I need to write a program which will browse through strings of various lengths and select only those which are written using symbols from set defined by me (particularly Japanese letters). Strings will contain words written in different languages (German, French, Arabic, Russian, English etc). Obviously there is huge number of possible characters. I do not know which structure to use for that? I am using Delphi 7 right now. Can anybody suggest how to write such program?
Obviously you would be better off with Delphi 2010, since the VCL in delphi 7 is not aware of Unicode strings. You can use WideString types, and WideChar types in Delphi 7, and you can install a component set like the TNT Unicode Components to help you create a user interface that can display your results.
For a very-large-set type, consider using a bit array like TBits. A bit array of length 65536 would hold enough to contain every UTF-16 code-point. Checking if Char X is in Set Y, would be basically:
function WideCharsInSet( wcstr:WideString; wcset:TBits):Boolean;
var
n:Integer;
wc:WideChar;
begin
result := false;
for n := 1 to Length(wcstr) do begin
wc := wcstr[n];
if wcset[Ord(wc)] then
result := true;
end;
end;
procedure Demo;
var
wcset1:TBits;
s:WideString;
begin
wcset1 := TBits.Create;
try
// 1157 - Hangul Korean codepoint I found with Char Map
wcset1[1157] := true;
// go get a string value s:
s := WideChar(1157);
// return true if at least one element in set wcset is found in string s:
if WideCharsInSet(s,wcset1) then begin
Application.MessageBox('Found it','found it',MB_OK);
end;
finally
wcset1.Free;
end;
end;
I also recommend to switch to Delphi 2010 (why bother with 2009 anymore?)!

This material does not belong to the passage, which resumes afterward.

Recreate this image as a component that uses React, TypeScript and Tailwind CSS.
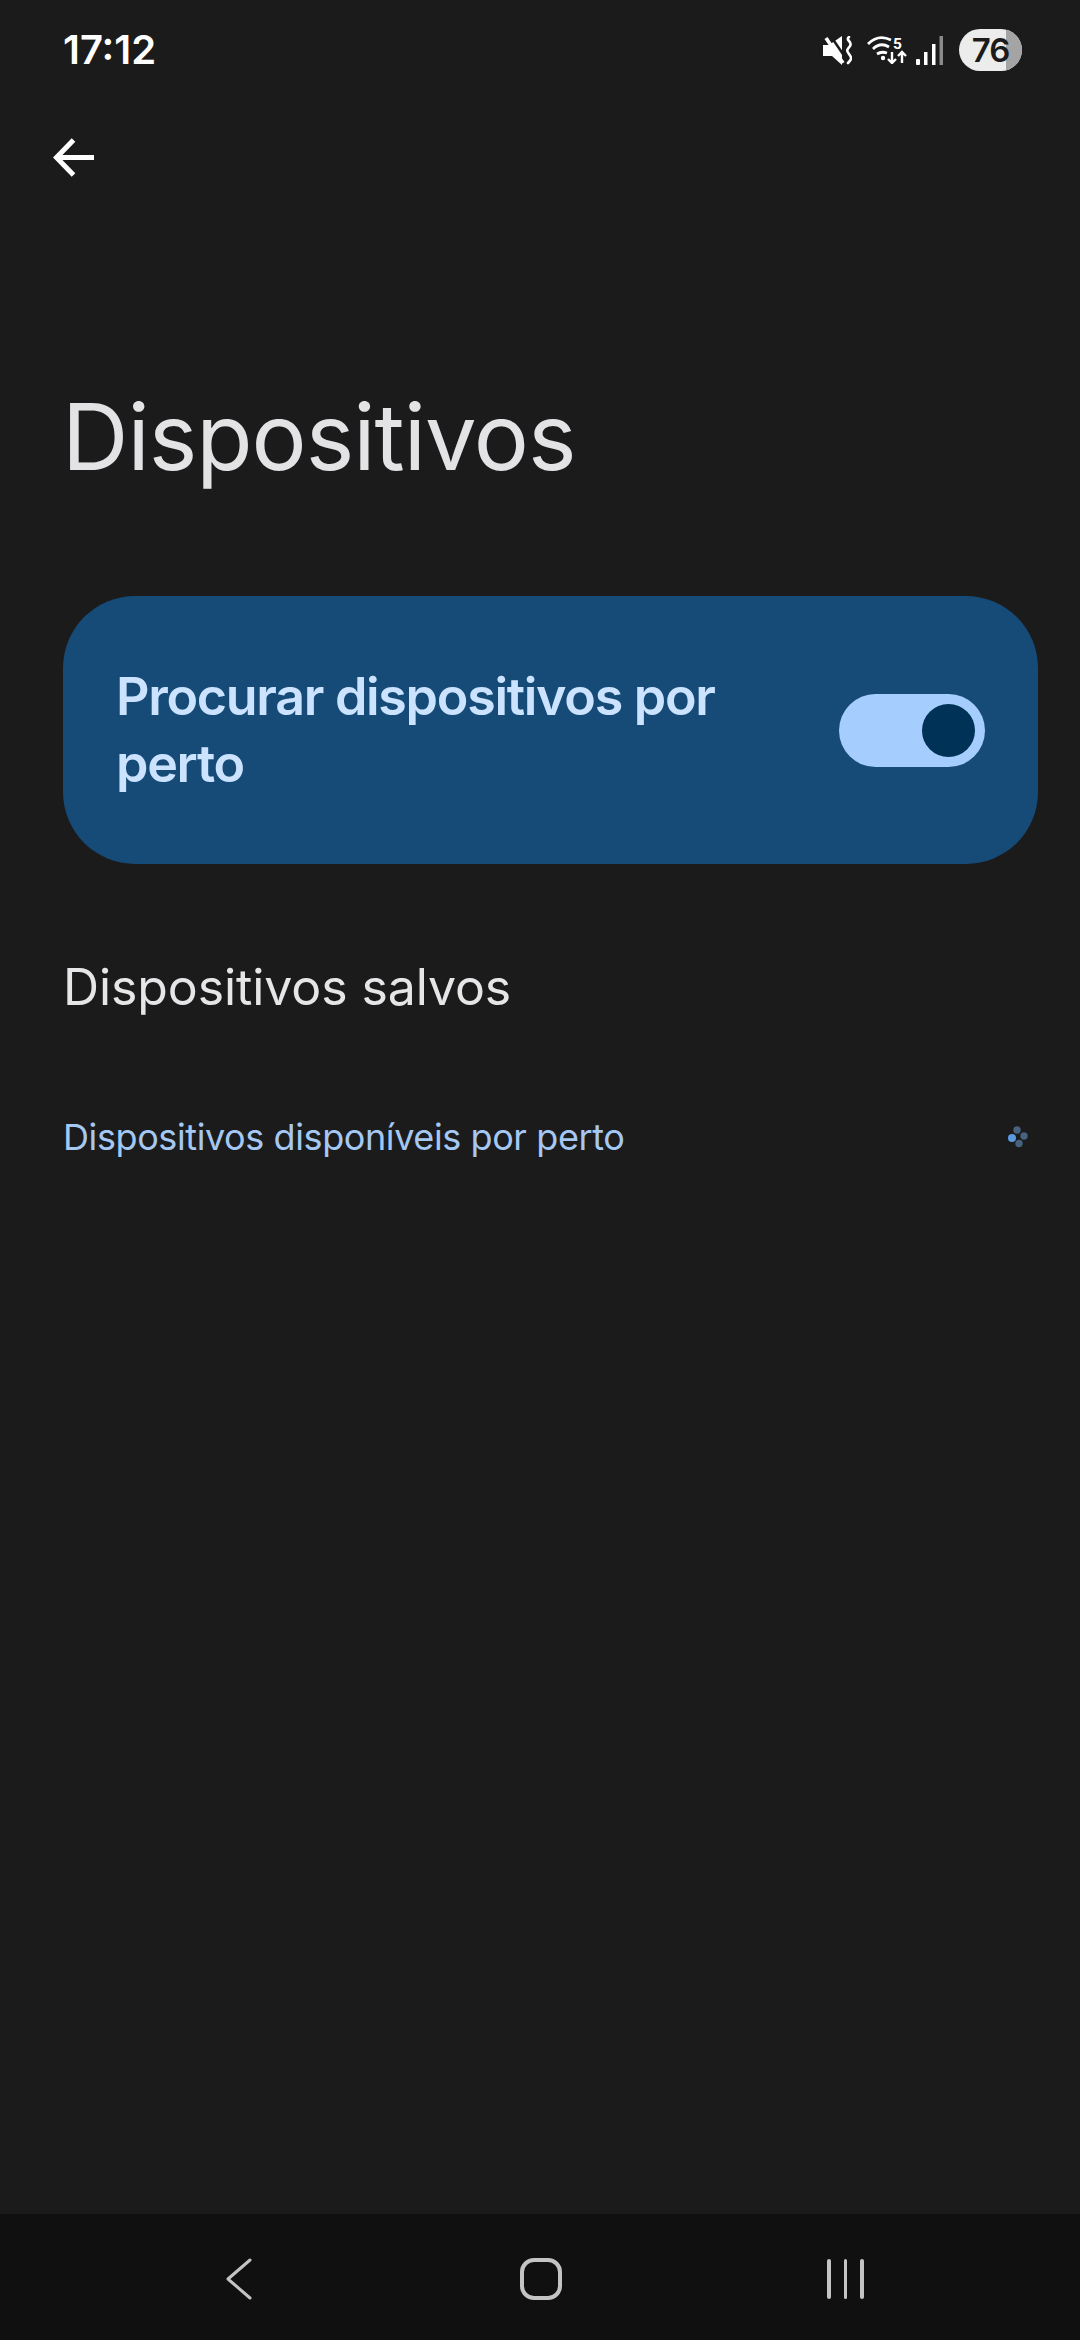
function MuteIcon() {
  return (
    <svg width="29" height="29" viewBox="0 0 29 29" fill="none">
      <path d="M0 9h6L19 0v29L9 20H0z" fill="#fff" />
      <path d="M7 -1l17 25" stroke="#1b1b1b" strokeWidth="2.5" />
      <path d="M3 2l17 25" stroke="#fff" strokeWidth="3.6" />
      <path d="M26 1c-4 3 4 5 1 9s-4 4-1 8 3 5-1 9" stroke="#fff" strokeWidth="2.6" strokeLinecap="round" />
    </svg>
  );
}

function WifiIcon() {
  return (
    <svg width="40" height="28" viewBox="0 0 40 28" fill="none">
      <path d="M1 8c7-7 15-8 23-4" stroke="#fff" strokeWidth="2.8" />
      <path d="M6 13c5-5 11-5 16-2" stroke="#fff" strokeWidth="2.8" />
      <path d="M10 18c3-2 7-2 10-1" stroke="#fff" strokeWidth="2.8" />
      <circle cx="16" cy="22" r="2.2" fill="#fff" />
      <path d="M25 16v11M21 23l4 4 4-4" stroke="#fff" strokeWidth="2.4" />
      <path d="M35 27V16M31 20l4-4 4 4" stroke="#fff" strokeWidth="2.4" />
      <text x="26" y="13" fill="#fff" fontSize="15.5" fontWeight="700" fontFamily="Roboto, sans-serif">5</text>
    </svg>
  );
}

function SignalIcon() {
  return (
    <svg width="27" height="29" viewBox="0 0 27 29" fill="none">
      <rect x="0" y="23" width="4" height="6" rx="1" fill="#fff" />
      <rect x="8" y="16" width="3.5" height="13" fill="#fff" />
      <rect x="16" y="8" width="3.5" height="21" fill="#fff" />
      <rect x="23.5" y="0" width="3.5" height="29" fill="#8a8a8a" />
    </svg>
  );
}

function Spinner() {
  return (
    <svg width="20" height="22" viewBox="0 0 20 22">
      <circle cx="4" cy="12" r="4" fill="#5a9be0" />
      <circle cx="9" cy="4" r="3.7" fill="#46627f" />
      <circle cx="16" cy="10" r="3.7" fill="#46627f" />
      <circle cx="11" cy="17.5" r="3.7" fill="#46627f" />
    </svg>
  );
}

export default function App() {
  return (
    <div className="h-[2340px] w-[1080px] bg-[#1b1b1b] flex flex-col font-['Inter',sans-serif] overflow-hidden">
      {/* Status bar */}
      <div className="flex items-center justify-between pl-[63px] pr-[58px] pt-[26px] h-[74px]">
        <span className="text-[40px] leading-none font-semibold text-white">17:12</span>
        <div className="flex items-center">
          <MuteIcon />
          <div className="ml-[15px]">
            <WifiIcon />
          </div>
          <div className="ml-[9px]">
            <SignalIcon />
          </div>
          <div className="relative ml-[16px] w-[63px] h-[42px] rounded-full overflow-hidden bg-[#ececec] flex items-center justify-center">
            <div className="absolute right-0 top-0 bottom-0 w-[16px] bg-[#a4a4a4]"></div>
            <span className="relative text-[33px] font-semibold tracking-[-1px] text-[#1b1b1b] leading-none">76</span>
          </div>
        </div>
      </div>

      {/* Back */}
      <div className="pl-[53px] pt-[63px]">
        <svg width="42" height="42" viewBox="0 0 42 42" fill="none">
          <path d="M41 20.5H4M20.5 3L3.5 20.5 20.5 38" stroke="#fff" strokeWidth="5" />
        </svg>
      </div>

      {/* Title */}
      <h1 className="ml-[62px] mt-[203px] text-[92px] leading-[110px] tracking-[-1px] text-[#e3e3e6] font-normal">Dispositivos</h1>

      {/* Toggle card */}
      <div className="mt-[104px] ml-[63px] mr-[42px] h-[268px] rounded-[72px] bg-[#164a77] flex items-center justify-between pl-[53px] pr-[53px]">
        <p className="text-[52px] leading-[67px] font-semibold tracking-[-1.3px] text-[#cbe3ff] w-[640px]">Procurar dispositivos por perto</p>
        <div className="w-[146px] h-[73px] rounded-full bg-[#a5cdfd] flex items-center justify-end pr-[10px]">
          <div className="w-[53px] h-[53px] rounded-full bg-[#003258]"></div>
        </div>
      </div>

      <p className="ml-[63px] mt-[93px] text-[50px] leading-[60px] tracking-[-0.1px] text-[#e6e6e8]">Dispositivos salvos</p>

      <div className="mt-[98px] ml-[63px] mr-[52px] flex items-center justify-between">
        <p className="text-[36px] leading-[44px] tracking-[-0.4px] text-[#a5c8f3]">Dispositivos disponíveis por perto</p>
        <Spinner />
      </div>

      {/* Nav bar */}
      <div className="mt-auto h-[126px] bg-[#101010] flex items-center pl-[226px] pt-[4px]">
        <svg width="26" height="42" viewBox="0 0 26 42" fill="none">
          <path d="M24 2L2 21l22 19" stroke="#c4c4c4" strokeWidth="3" strokeLinecap="round" strokeLinejoin="round" />
        </svg>
        <div className="ml-[268px] w-[42px] h-[42px] rounded-[14px] border-[4px] border-[#c4c4c4]"></div>
        <div className="ml-[265px] flex gap-[13px]">
          <div className="w-[3.5px] h-[40px] rounded-full bg-[#c4c4c4]"></div>
          <div className="w-[3.5px] h-[40px] rounded-full bg-[#c4c4c4]"></div>
          <div className="w-[3.5px] h-[40px] rounded-full bg-[#c4c4c4]"></div>
        </div>
      </div>
    </div>
  );
}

If in the unlikely case that you are stuck with Delphi 7 the Unicode Library from Mike Lischke may be somewhat helpful.
For the simple processing of strings in the manner you describe, do not be put off by suggestions that you should upgrade to the latest compiler and Unicode enabled framework. The Unicode support itself is of course provided by the underlying Windows API which is of course (directly) accessible from "non-Unicode" versions of Delphi just as much as from "Unicode versions".
I suspect that most if not all of the Unicode support that you need for the purposes outlined in your question can be obtained from the Unicode support provided in the JEDI JCL.
For any visual component support you may require the TNT control set has the appeal of being free.